Television Goes Prime-Time
Circus, April 14 1977
By Toby Goldstein
Tom Verlaine is cold. He’s dressed in a sweater and overcoat, lighting up one cigarette after the next, hunched against a radiator, but Verlaine is cold. His is the type of cold that appears permanent, more suited to another time, when artists dressed in rags and starved in garrets all to insure the purity of their art. Considering that Verlaine’s group, Television, has been signed to Elektra Records fir a rather hefty sum, his believable squalor is even more astonishing. Television is just beginning to get off the club treadmill and onto the concert circuit, but it’s going to be a long hard climb. When they opened for Patti Smith at New York’s Palladium, “Patti let us borrow her equipment, thank God,” Verlaine sighs. “It’s a matter of money.”|
Money and Television, unlike the industry from which Verlaine took their name, do not have a lot in common. Television has been for the past years what is known in New York as “a CBGB’s group”, playing the half dozen punk rock venues in lower Manhattan for door money. They played at CBGB’s opening for Patti Smith, and started to build a reputation for their lengthy, doomy-shadowed compositions which many called reminiscent of the Velvet Underground. “We’re not very similar,” he urges. “Only in mood, definitely not in sound. I find it surprising that people idolize that sound.”
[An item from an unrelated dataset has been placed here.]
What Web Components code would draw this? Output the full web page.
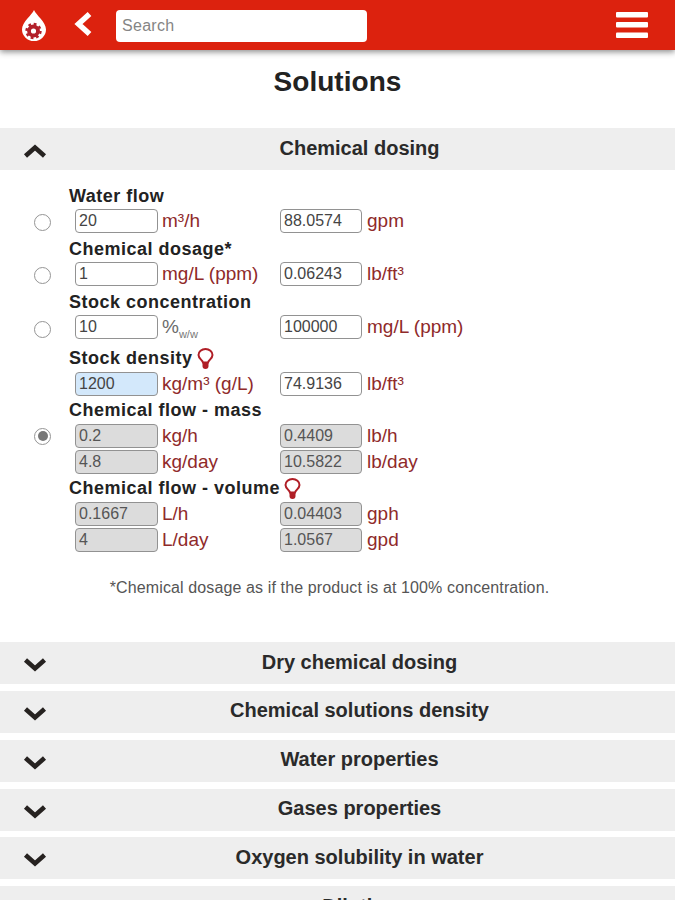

Verlaine is a rough-edged mix of contemporary scene observer and 19th-century mystic French poet, Paul Verlaine, whose visions of “drunken boats” suit his namesake very well. Verlaine’s stick-straight dirty-blonde hair falls across his face as he puzzles out the ironies of writing seriously for a quick-buck world. “I read a review of us once that said we were the worst band, in a national magazine. That was written by a guy who auditioned for us a year and a half ago and who I told no. It’s meeting a quota or making a living. No offence to writers, but some people write for paycheck and some write without regard to whether they’re gonna get paid at all, which is my approach to any kind of work. But we got offered deals that were a complete insult. Absolute shyster deals!”
He continues in a voice that is precise, almost clipped. “I suppose all the labels are signing bands from New York now. I guess all those CBGB’s groups are signed. One record company executive told me that with companies, it’s like they shoot 100 arrows in the dark, hoping one will be a bull’s-eye. There’s no regard to the content at all – it’s product.”
Verlaine would rather cut his own disc than be someone’s chance shot, and in fact, Television recorded and released a private single, “Little Johnny Jewel, Parts 1&2” about a year ago. A collector’s item from the moment it was pressed, the song has sold 6,000 copies in the US and Europe. “We did it on a 4-track machine in a couple of hours,” Verlaine recalls. “Just a few mikes and checkin’ to see that the machine worked, which it didn’t; it was supposed to be in stereo but it was out of sync, so we had to put it out in mono. It doesn’t really cost as much as you think to cut a record. We used to keep 10% of each gig in an account and press copies as they sold out.” Elektra’s sizeable offer to get Television on the label has pretty well guaranteed Verlaine and Co. won’t be forced to use their gig money pressing records. “Marquee Moon” captures the band’s well thought out, but somehow primeval sound on tracks with titles like “Torn Curtain”, “See No Evil” and “Friction”. Like the character of Tom Verlaine, who implies deep thoughts behind his “portrait of the artist as a young man” exterior, Television’s songs point to hidden feelings from other dimensions, all the stuff that lurks in the most powerful kind of rock and roll like Dylan’s or Lou Reed’s.
Elektra may be best known today for the Eagles-Linda Ronstadt types, but Tom Verlaine’s heart is in their storeroom, keeping company with the Doors, Love and the Stooges, visionaries of bygone years.